Jake Jenzen ’04 Combines His Education and Dedication to Service in the Peace Corps
Jake Jenzen ’04 says he was always interested in volunteering for the Peace Corps but his experience at Loyola Marymount University prepared him to actually do it.
“LMU taught me how to incorporate social action with moral reflection and intellectual inquiry,” Jenzen said. “Joining the Peace Corps was the next step in living out the responsibility of my Jesuit-Marymount and mechanical engineering education.”
Jenzen was extremely active in LMU’s community service organizations and social justice groups, whether through alternative spring break programs in Honduras and Guatemala, feeding the homeless with Campus Ministry or mentoring at-risk youth at the Dolores Mission Church in Los Angeles. Jenzen also was the vice president of the Human Rights Coalition, which organized disaster relief for Tsunami victims, held voter registration drives and pushed to bring fair trade coffee to LMU.
“My undergraduate experiences showed me how to adapt to and respect other cultures,” Jenzen said.
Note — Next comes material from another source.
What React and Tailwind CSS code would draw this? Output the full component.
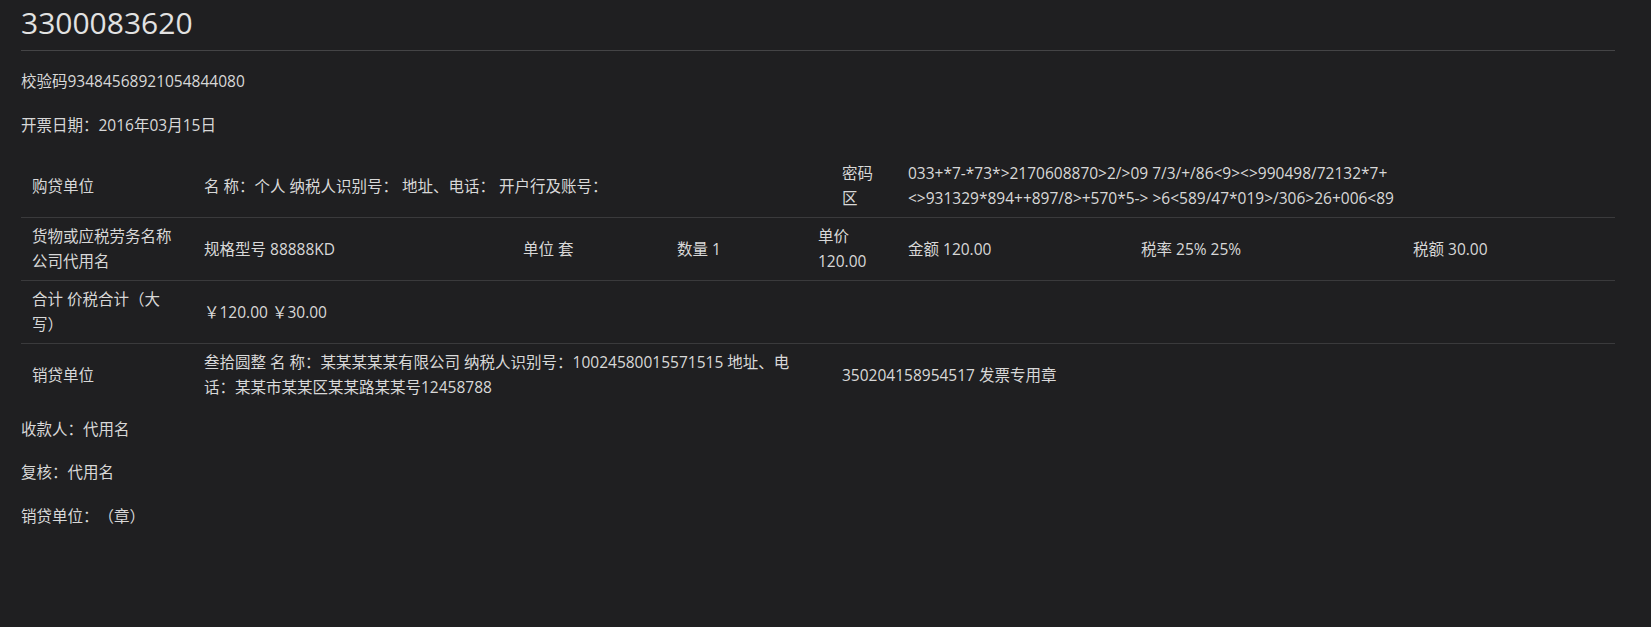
import React from 'react'

const font = { fontFamily: '"Open Sans", "Noto Sans CJK SC", sans-serif' }

// one table row = its own grid, columns differ per row
function Row({ cols, border = true, children }) {
  return (
    <div
      className={`grid items-center min-h-[62px] py-[6px] ${border ? 'border-b border-[#3a3a3c]' : ''} ${cols}`}
    >
      {children}
    </div>
  )
}

export default function App() {
  return (
    <div
      className="min-h-screen w-full bg-[#1f1f21] text-[#d8d8d8] text-[15.5px] leading-[25px] pl-[21px] pt-[6px] [text-spacing-trim:space-all]"
      style={font}
    >
      <div className="w-[1594px]">
        <h1 className="text-[30px] leading-[34px] font-medium text-[#e2e2e2]">3300083620</h1>
        <div className="mt-[10px] h-px bg-[#444446]" />

        <p className="mt-[18px]">校验码93484568921054844080</p>
        <p className="mt-[19px]">开票日期：2016年03月15日</p>

        <div className="mt-[17px]">
          {/* 购贷单位 */}
          <Row cols="grid-cols-[172px_638px_66px_718px]">
            <div className="pl-[11px]">购贷单位</div>
            <div className="pl-[11px]">名 称：个人 纳税人识别号： 地址、电话： 开户行及账号：</div>
            <div className="pl-[11px]">
              <div className="w-[36px]">密码区</div>
            </div>
            <div className="pl-[11px]">
              <div className="w-[560px]">
                033+*7-*73*&gt;2170608870&gt;2/&gt;09 7/3/+/86&lt;9&gt;&lt;&gt;990498/72132*7+ &lt;&gt;931329*894++897/8&gt;+570*5-&gt; &gt;6&lt;589/47*019&gt;/306&gt;26+006&lt;89
              </div>
            </div>
          </Row>

          {/* 货物 */}
          <Row cols="grid-cols-[172px_319px_154px_141px_90px_233px_272px_213px]">
            <div className="pl-[11px]">
              <div className="w-[148px]">货物或应税劳务名称 公司代用名</div>
            </div>
            <div className="pl-[11px]">规格型号 88888KD</div>
            <div className="pl-[11px]">单位 套</div>
            <div className="pl-[11px]">数量 1</div>
            <div className="pl-[11px]">
              <div className="w-[66px]">单价 120.00</div>
            </div>
            <div className="pl-[11px]">金额 120.00</div>
            <div className="pl-[11px]">税率 25% 25%</div>
            <div className="pl-[11px]">税额 30.00</div>
          </Row>

          {/* 合计 */}
          <Row cols="grid-cols-[172px_1422px]">
            <div className="pl-[11px]">
              <div className="w-[148px]">合计 价税合计（大写）</div>
            </div>
            <div className="pl-[11px]">￥120.00 ￥30.00</div>
          </Row>

          {/* 销贷单位 */}
          <Row cols="grid-cols-[172px_638px_784px]" border={false}>
            <div className="pl-[11px]">销贷单位</div>
            <div className="pl-[11px]">
              <div className="w-[593px]">
                叁拾圆整 名 称：某某某某某有限公司 纳税人识别号：10024580015571515 地址、电话：某某市某某区某某路某某号12458788
              </div>
            </div>
            <div className="pl-[11px]">350204158954517 发票专用章</div>
          </Row>
        </div>

        <p className="mt-[11px]">收款人：代用名</p>
        <p className="mt-[18px]">复核：代用名</p>
        <p className="mt-[19px]">销贷单位：（章）</p>
      </div>
    </div>
  )
}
His experiences led Jenzen to join the Peace Corps after graduation. He worked with the Ngobe, an indigenous tribe in western Panama, and Native Future, a nonprofit organization that helps protect indigenous peoples conserve the ecosystems in which they live. Jenzen saw that the most pressing issue for the Ngobe was the lack of proper sanitary conditions. Working together with the community, Jenzen and Native Future built more than 50 latrines, and a new aqueduct branch is currently being built. Ngobe tribal leaders also are being trained to maintain and sustain the land once the Peace Corps and the nonprofit organizations have left.
“A threat to social justice anywhere is a threat to social justice everywhere,” Jenzen said. “My work in Panama awakened me to my purpose of helping people and started me on a life-long path of solidarity.”
Jenzen now can see the positive results of his work. A quarter of the Ngobe families had latrines when Jenzen arrived but now more than half of the families do. Also, there is higher attendance at community meetings, with some tribe members hiking several miles to attend the meetings.
Jenzen plans to extend his original two-year commitment with the Peace Corps until October 2008. He will work with a neighboring indigenous tribe that lacks access to clean water and sanitation and is involved in land dispute issues. After the Peace Corps, Jenzen plans to pursue a degree in international law.
“Jake is a free spirit who is grounded in reality, but most of all, I admire his dedication to others,” said Jodi Finkel, assistant professor of political science. “He inspired many LMU students to be men and women for others, and he inspired me, too.”